As explained in “Materials and Tasks,” the students were provided with three sources. As shown in Table 4, the writers spent on average three and a half minutes on the report, two and a half minutes on the web text, and three minutes on the newspaper article for the Dutch writing task. Almost three minutes were spent consulting additional sources (most of them theme related; a few of them language related). In English the writers spent on average four and a half minutes on the report—which is a minute longer than in the Dutch task, two and a half minutes on the web text, and almost three minutes on the newspaper article. Therefore, in English the use of additional sources increased by 19%. They spent about the same time in the given sources, only the text type differed: the report was read 16% longer and the reading time of the newspaper article decreased by 16%. Finally, in the English task students spent about three and a half minutes on other sources, which is also almost a minute longer than in the Dutch writing task (Table 5). This difference is mainly related to an increase in consulting language-related resources in the English condition (e.g., online dictionaries, thesauri, and grammars).

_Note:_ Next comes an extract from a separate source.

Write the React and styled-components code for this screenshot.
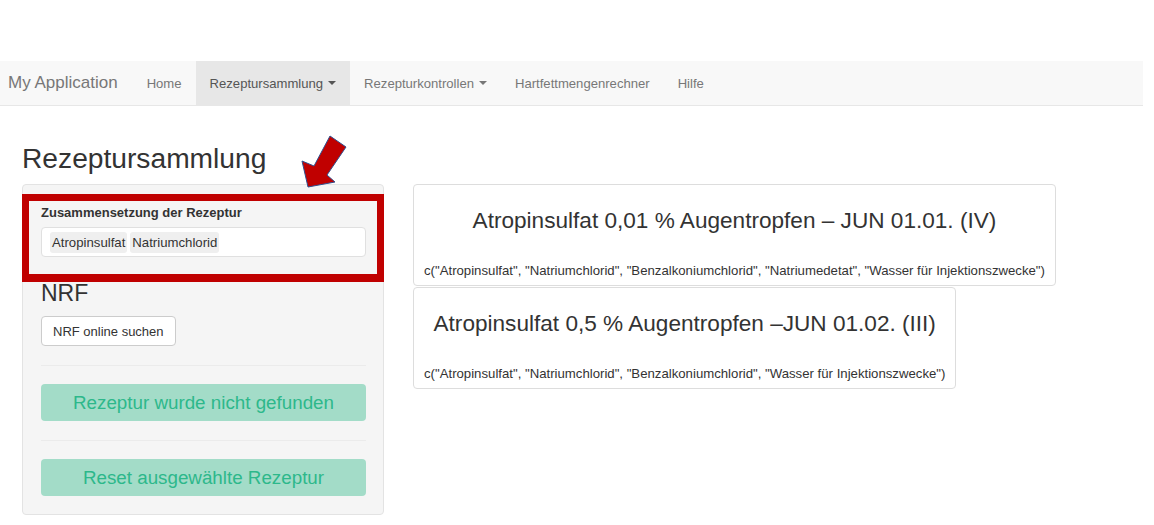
import React from 'react'
import styled, { createGlobalStyle } from 'styled-components'

const GlobalStyle = createGlobalStyle`
  body {
    margin: 0;
    background: #fff;
    color: #333;
    font-family: "Liberation Sans", Arial, Helvetica, sans-serif;
  }
  * {
    box-sizing: border-box;
  }
`

const Page = styled.div`
  position: relative;
  width: 1154px;
  height: 525px;
  padding-top: 61px;
  overflow: hidden;
`

const Navbar = styled.nav`
  display: flex;
  align-items: stretch;
  width: 1143px;
  height: 45px;
  background: #f8f8f8;
  border-bottom: 1px solid #e7e7e7;
`

const Brand = styled.a`
  display: flex;
  align-items: center;
  padding: 0 15px 0 8px;
  font-size: 17px;
  color: #777;
`

const NavLink = styled.a`
  display: flex;
  align-items: center;
  padding: 0 14px;
  font-size: 13.1px;
  color: ${(props) => (props.active ? '#555' : '#777')};
  background: ${(props) => (props.active ? '#e7e7e7' : 'transparent')};
`

const Caret = styled.span`
  display: inline-block;
  margin-left: 5px;
  border-top: 4px solid currentColor;
  border-left: 4px solid transparent;
  border-right: 4px solid transparent;
`

const Container = styled.div`
  padding: 0 22px;
`

const Title = styled.h2`
  margin: 37px 0 10px;
  font-size: 28.2px;
  font-weight: 400;
  line-height: 1.1;
`

const Row = styled.div`
  display: flex;
  align-items: flex-start;
  gap: 29px;
`

const Well = styled.div`
  position: relative;
  width: 362px;
  padding: 19px 17px 18px 18px;
  background: #f5f5f5;
  border: 1px solid #e3e3e3;
  border-radius: 4px;
`

const Highlight = styled.div`
  position: absolute;
  top: 9px;
  left: -1px;
  width: 362px;
  height: 88px;
  border: 7px solid #c00000;
  border-bottom-width: 8px;
  pointer-events: none;
`

const Label = styled.div`
  font-size: 13px;
  font-weight: 700;
  line-height: 18px;
  margin-bottom: 5px;
`

const TagInput = styled.div`
  display: flex;
  align-items: center;
  gap: 3px;
  height: 30px;
  padding: 0 8px;
  background: #fff;
  border: 1px solid #e0e0e0;
  border-radius: 4px;
`

const Tag = styled.span`
  display: flex;
  align-items: center;
  height: 21px;
  padding: 0 2px;
  background: #efefef;
  border-radius: 3px;
  font-size: 13.2px;
`

const SectionHeading = styled.h3`
  margin: 24px 0 10px;
  font-size: 23px;
  font-weight: 400;
  line-height: 1.1;
`

const DefaultButton = styled.button`
  height: 30px;
  padding: 0 11px;
  background: #fff;
  border: 1px solid #ccc;
  border-radius: 4px;
  font-family: inherit;
  font-size: 13px;
  color: #333;
`

const Divider = styled.hr`
  margin: 19px 0 18px;
  border: 0;
  border-top: 1px solid #ebebeb;
`

const SuccessButton = styled.button`
  display: block;
  width: 100%;
  height: 37px;
  background: #a3dcc8;
  border: 0;
  border-radius: 4px;
  font-family: inherit;
  font-size: 18.8px;
  color: #2db88b;
`

const Cards = styled.div`
  display: flex;
  flex-direction: column;
  align-items: flex-start;
  gap: 1px;
`

const Card = styled.div`
  display: flex;
  flex-direction: column;
  align-items: stretch;
  padding: 23px 10px 5px;
  background: #fff;
  border: 1px solid #ddd;
  border-radius: 4px;
`

const CardTitle = styled.div`
  font-size: 22.6px;
  line-height: 26px;
  text-align: center;
  margin-bottom: 28px;
`

const CardText = styled.div`
  font-size: 13.2px;
  line-height: 18px;
  white-space: nowrap;
`

const Arrow = styled.svg`
  position: absolute;
  left: 296px;
  top: 130px;
`

const recipes = [
  {
    title: 'Atropinsulfat 0,01 % Augentropfen – JUN 01.01. (IV)',
    parts: 'c("Atropinsulfat", "Natriumchlorid", "Benzalkoniumchlorid", "Natriumedetat", "Wasser für Injektionszwecke")',
  },
  {
    title: 'Atropinsulfat 0,5 % Augentropfen –JUN 01.02. (III)',
    parts: 'c("Atropinsulfat", "Natriumchlorid", "Benzalkoniumchlorid", "Wasser für Injektionszwecke")',
  },
]

export default function App() {
  return (
    <Page>
      <GlobalStyle />
      <Navbar>
        <Brand>My Application</Brand>
        <NavLink>Home</NavLink>
        <NavLink active>
          Rezeptursammlung <Caret />
        </NavLink>
        <NavLink>
          Rezepturkontrollen <Caret />
        </NavLink>
        <NavLink>Hartfettmengenrechner</NavLink>
        <NavLink>Hilfe</NavLink>
      </Navbar>
      <Container>
        <Title>Rezeptursammlung</Title>
        <Row>
          <Well>
            <Label>Zusammensetzung der Rezeptur</Label>
            <TagInput>
              <Tag>Atropinsulfat</Tag>
              <Tag>Natriumchlorid</Tag>
            </TagInput>
            <SectionHeading>NRF</SectionHeading>
            <DefaultButton>NRF online suchen</DefaultButton>
            <Divider />
            <SuccessButton>Rezeptur wurde nicht gefunden</SuccessButton>
            <Divider />
            <SuccessButton>Reset ausgewählte Rezeptur</SuccessButton>
            <Highlight />
          </Well>
          <Cards>
            {recipes.map((r) => (
              <Card key={r.title}>
                <CardTitle>{r.title}</CardTitle>
                <CardText>{r.parts}</CardText>
              </Card>
            ))}
          </Cards>
        </Row>
      </Container>
      <Arrow width="56" height="64" viewBox="0 0 56 64">
        <polygon
          points="12,57 6,31 18,36 34,6 50,17 31,45 39,52"
          fill="#c00000"
          stroke="#2f4f8f"
          strokeWidth="1"
          strokeLinejoin="miter"
        />
      </Arrow>
    </Page>
  )
}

TABLE 4. Overview of the mean duration (in minutes) and the mean proportion of time spent consulting the provided sources and other sources involved

TABLE 5. Factor loadings for the CFA model in the Dutch and English language condition, including descriptive values for the underlying variables


To yield a more detailed picture of the possibilities (and limitations) that keylogging offers to describe the complexity of source interaction, we will present a case study. We will also illustrate the selected case graphically, using a visualization based on the log data (see Pajek output and Process-graphics in Inputlog; Leijten et al., 2014). This will enable us to highlight the most important indicators that characterize source use during writing and link these indicators to the four components described in Figure 1.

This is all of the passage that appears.